A frontispiece after Lesueur’s drawing made fifteen days before Péron’s death shows him rugged up against a chill, proofreading his memoirs with a map of Australia lying on the table, while on the mantelpiece are displayed some molluscs, scientific instruments and books. Péron and Lesueur had been living near the museum in the Rue Copeau (now Lacepede), but Péron had long been ill. In the hope that his health would improve with a warmer climate, they left Paris in January 1809 for Lyon. They reached Péron’s family town of Cérilly in August; Péron died of tuberculosis on 10 December 1810. He bequeathed his papers to Lesueur.

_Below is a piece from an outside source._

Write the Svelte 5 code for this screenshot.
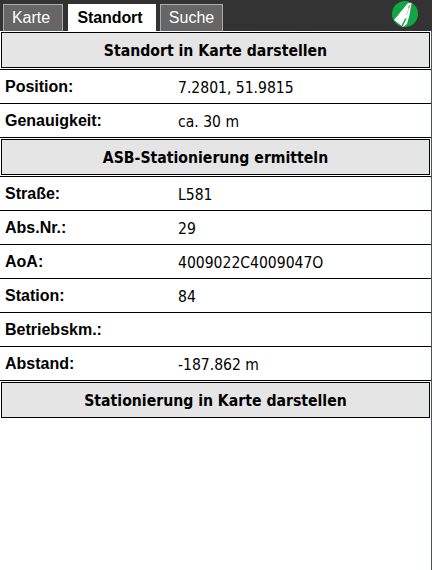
<script>
  const top = [["Position:", "7.2801, 51.9815"], ["Genauigkeit:", "ca. 30 m"]];
  const asb = [["Straße:", "L581"], ["Abs.Nr.:", "29"], ["AoA:", "4009022C4009047O"], ["Station:", "84"], ["Betriebskm.:", ""], ["Abstand:", "-187.862 m"]];
</script>

<div class="page">
  <header class="tabbar">
    <span class="tab karte">Karte</span>
    <span class="tab active">Standort</span>
    <span class="tab suche">Suche</span>
    <svg class="logo" width="28" height="28" viewBox="0 0 28 28" aria-hidden="true">
      <circle cx="14" cy="14" r="13" fill="#12a544" />
      <path d="M17 3 L20.5 3 L18.5 15 L16 24 L12 27 L3 20 Z" fill="#fff" />
      <path d="M11 26 L15 18.5" stroke="#12a544" stroke-width="1.5" />
      <path d="M18.4 5 L17.8 8.5" stroke="#e55" stroke-width="1.1" />
      <path d="M17.5 9.5 L15.5 15" stroke="#ccc" stroke-width="1" />
    </svg>
  </header>
  <main class="content">
    <div class="action-wrap"><button class="action">Standort in Karte darstellen</button></div>
    {#each top as [label, value]}
      <div class="row"><span class="label">{label}</span><span class="value">{value}</span></div>
    {/each}
    <div class="action-wrap"><button class="action">ASB-Stationierung ermitteln</button></div>
    {#each asb as [label, value]}
      <div class="row"><span class="label">{label}</span><span class="value">{value}</span></div>
    {/each}
    <div class="action-wrap last"><button class="action">Stationierung in Karte darstellen</button></div>
  </main>
</div>

<style>
  :global(body) { margin: 0; background: #fff; }
  .page { width: 432px; height: 570px; overflow: hidden; color: #000; position: relative; }
  .tabbar { display: flex; align-items: flex-end; height: 31px; background: #333; padding-left: 3px; position: relative; }
  .tab { box-sizing: border-box; height: 27px; border: 1px solid #aaa; border-bottom: 0; background: #666; color: #fff; font: 16px/26px "Liberation Sans", sans-serif; text-align: center; }
  .karte { width: 60px; margin-right: 5px; padding-right: 4px; }
  .tab.active { width: 88px; margin-right: 4px; padding-right: 4px; background: #fff; border-color: #fff; color: #000; font-weight: bold; letter-spacing: -0.1px; }
  .suche { width: 63px; }
  .logo { position: absolute; left: 391px; top: 0; }
  .content { display: flex; flex-direction: column; width: 431px; height: 539px; border-right: 1px solid #4a5560; }
  .action-wrap { box-sizing: border-box; height: 39px; padding: 1px; border-bottom: 1px solid #000; flex: none; }
  .action-wrap.last { border-bottom: 0; height: 38px; }
  .action { display: block; box-sizing: border-box; width: 429px; height: 36px; margin: 0; border: 1px solid #000; background: #e5e5e5; font: bold 15.65px "DejaVu Sans Condensed", "DejaVu Sans", sans-serif; color: #000; padding: 0; }
  .row { box-sizing: border-box; height: 34px; display: flex; align-items: center; border-bottom: 1px solid #000; flex: none; }
  .label { width: 178px; padding-left: 5px; box-sizing: border-box; font: bold 16px "Liberation Sans", sans-serif; }
  .value { padding-top: 2px; font: 15.55px "DejaVu Sans Condensed", "DejaVu Sans", sans-serif; }
</style>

Péron was a product of the Revolution, a man of little social position who could rise through the ranks because of science. Able but not very likeable, his only real friend was Lesueur. He intrigued against his commander, and self-serving remarks made later in Mauritius contributed to the imprisonment of Matthew Flinders. Despite what Cuvier called 'an infinity of searching observations’, his refusal to deposit his records with the museum led to many discoveries going unreported. Nevertheless, he published at least seven scientific papers (three jointly with Lesueur), was a correspondent of the Institut de France and a member of several scientific societies. A monument to him was unveiled at Cerilly in June 1842. In Australia he has been geographically commemorated in Peron Island (NT) and Peron Peninsula (WA). Péron’s notebooks and papers are held at the Musée d’Histoire Naturelle, Le Havre.